Recorded information

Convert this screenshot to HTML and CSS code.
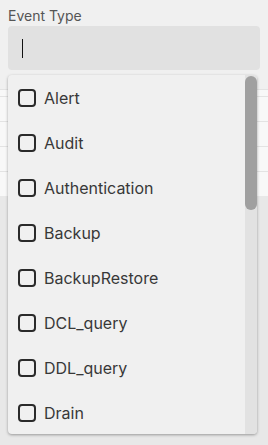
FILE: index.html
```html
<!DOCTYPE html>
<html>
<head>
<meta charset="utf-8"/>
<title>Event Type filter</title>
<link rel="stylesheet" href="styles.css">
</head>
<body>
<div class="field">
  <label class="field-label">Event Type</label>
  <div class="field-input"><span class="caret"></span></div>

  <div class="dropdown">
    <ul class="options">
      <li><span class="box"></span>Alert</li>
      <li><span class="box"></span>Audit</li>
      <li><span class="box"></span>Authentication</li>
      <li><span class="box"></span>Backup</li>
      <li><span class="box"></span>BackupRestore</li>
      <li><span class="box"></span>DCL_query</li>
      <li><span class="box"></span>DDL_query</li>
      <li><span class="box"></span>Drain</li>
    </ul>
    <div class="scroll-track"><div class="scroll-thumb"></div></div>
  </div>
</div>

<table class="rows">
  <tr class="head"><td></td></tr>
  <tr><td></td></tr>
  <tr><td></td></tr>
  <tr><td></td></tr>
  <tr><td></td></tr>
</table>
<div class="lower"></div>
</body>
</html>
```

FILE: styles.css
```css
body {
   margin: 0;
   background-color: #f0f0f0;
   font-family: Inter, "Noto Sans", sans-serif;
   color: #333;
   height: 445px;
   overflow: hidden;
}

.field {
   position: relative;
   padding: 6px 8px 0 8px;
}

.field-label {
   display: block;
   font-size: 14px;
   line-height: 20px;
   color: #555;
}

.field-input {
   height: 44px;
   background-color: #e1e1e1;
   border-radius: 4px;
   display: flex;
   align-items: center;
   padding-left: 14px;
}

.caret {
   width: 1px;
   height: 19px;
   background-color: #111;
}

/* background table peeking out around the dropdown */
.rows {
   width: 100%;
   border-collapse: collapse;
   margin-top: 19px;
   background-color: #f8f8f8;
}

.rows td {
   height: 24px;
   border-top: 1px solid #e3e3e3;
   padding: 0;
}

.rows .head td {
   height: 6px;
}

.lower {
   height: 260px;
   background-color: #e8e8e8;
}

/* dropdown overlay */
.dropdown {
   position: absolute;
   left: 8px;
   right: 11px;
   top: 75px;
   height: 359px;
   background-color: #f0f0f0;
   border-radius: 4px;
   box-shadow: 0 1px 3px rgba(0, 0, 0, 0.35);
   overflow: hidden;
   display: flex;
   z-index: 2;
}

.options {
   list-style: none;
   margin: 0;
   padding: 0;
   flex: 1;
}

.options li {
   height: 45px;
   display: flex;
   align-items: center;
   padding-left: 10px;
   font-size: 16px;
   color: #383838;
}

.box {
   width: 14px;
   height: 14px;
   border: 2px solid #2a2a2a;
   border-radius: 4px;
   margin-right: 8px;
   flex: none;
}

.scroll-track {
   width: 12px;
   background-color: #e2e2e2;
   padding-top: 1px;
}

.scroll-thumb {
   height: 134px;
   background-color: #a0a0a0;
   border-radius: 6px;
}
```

Exercise
Working from the material above, transcribe it exactly while omitting pictures.

Expected answer
Convert this screenshot to HTML and CSS code.
FILE: index.html
```html
<!DOCTYPE html>
<html>
<head>
<meta charset="utf-8"/>
<title>Event Type filter</title>
<link rel="stylesheet" href="styles.css">
</head>
<body>
<div class="field">
  <label class="field-label">Event Type</label>
  <div class="field-input"><span class="caret"></span></div>

  <div class="dropdown">
    <ul class="options">
      <li><span class="box"></span>Alert</li>
      <li><span class="box"></span>Audit</li>
      <li><span class="box"></span>Authentication</li>
      <li><span class="box"></span>Backup</li>
      <li><span class="box"></span>BackupRestore</li>
      <li><span class="box"></span>DCL_query</li>
      <li><span class="box"></span>DDL_query</li>
      <li><span class="box"></span>Drain</li>
    </ul>
    <div class="scroll-track"><div class="scroll-thumb"></div></div>
  </div>
</div>

<table class="rows">
  <tr class="head"><td></td></tr>
  <tr><td></td></tr>
  <tr><td></td></tr>
  <tr><td></td></tr>
  <tr><td></td></tr>
</table>
<div class="lower"></div>
</body>
</html>
```

FILE: styles.css
```css
body {
   margin: 0;
   background-color: #f0f0f0;
   font-family: Inter, "Noto Sans", sans-serif;
   color: #333;
   height: 445px;
   overflow: hidden;
}

.field {
   position: relative;
   padding: 6px 8px 0 8px;
}

.field-label {
   display: block;
   font-size: 14px;
   line-height: 20px;
   color: #555;
}

.field-input {
   height: 44px;
   background-color: #e1e1e1;
   border-radius: 4px;
   display: flex;
   align-items: center;
   padding-left: 14px;
}

.caret {
   width: 1px;
   height: 19px;
   background-color: #111;
}

/* background table peeking out around the dropdown */
.rows {
   width: 100%;
   border-collapse: collapse;
   margin-top: 19px;
   background-color: #f8f8f8;
}

.rows td {
   height: 24px;
   border-top: 1px solid #e3e3e3;
   padding: 0;
}

.rows .head td {
   height: 6px;
}

.lower {
   height: 260px;
   background-color: #e8e8e8;
}

/* dropdown overlay */
.dropdown {
   position: absolute;
   left: 8px;
   right: 11px;
   top: 75px;
   height: 359px;
   background-color: #f0f0f0;
   border-radius: 4px;
   box-shadow: 0 1px 3px rgba(0, 0, 0, 0.35);
   overflow: hidden;
   display: flex;
   z-index: 2;
}

.options {
   list-style: none;
   margin: 0;
   padding: 0;
   flex: 1;
}

.options li {
   height: 45px;
   display: flex;
   align-items: center;
   padding-left: 10px;
   font-size: 16px;
   color: #383838;
}

.box {
   width: 14px;
   height: 14px;
   border: 2px solid #2a2a2a;
   border-radius: 4px;
   margin-right: 8px;
   flex: none;
}

.scroll-track {
   width: 12px;
   background-color: #e2e2e2;
   padding-top: 1px;
}

.scroll-thumb {
   height: 134px;
   background-color: #a0a0a0;
   border-radius: 6px;
}
```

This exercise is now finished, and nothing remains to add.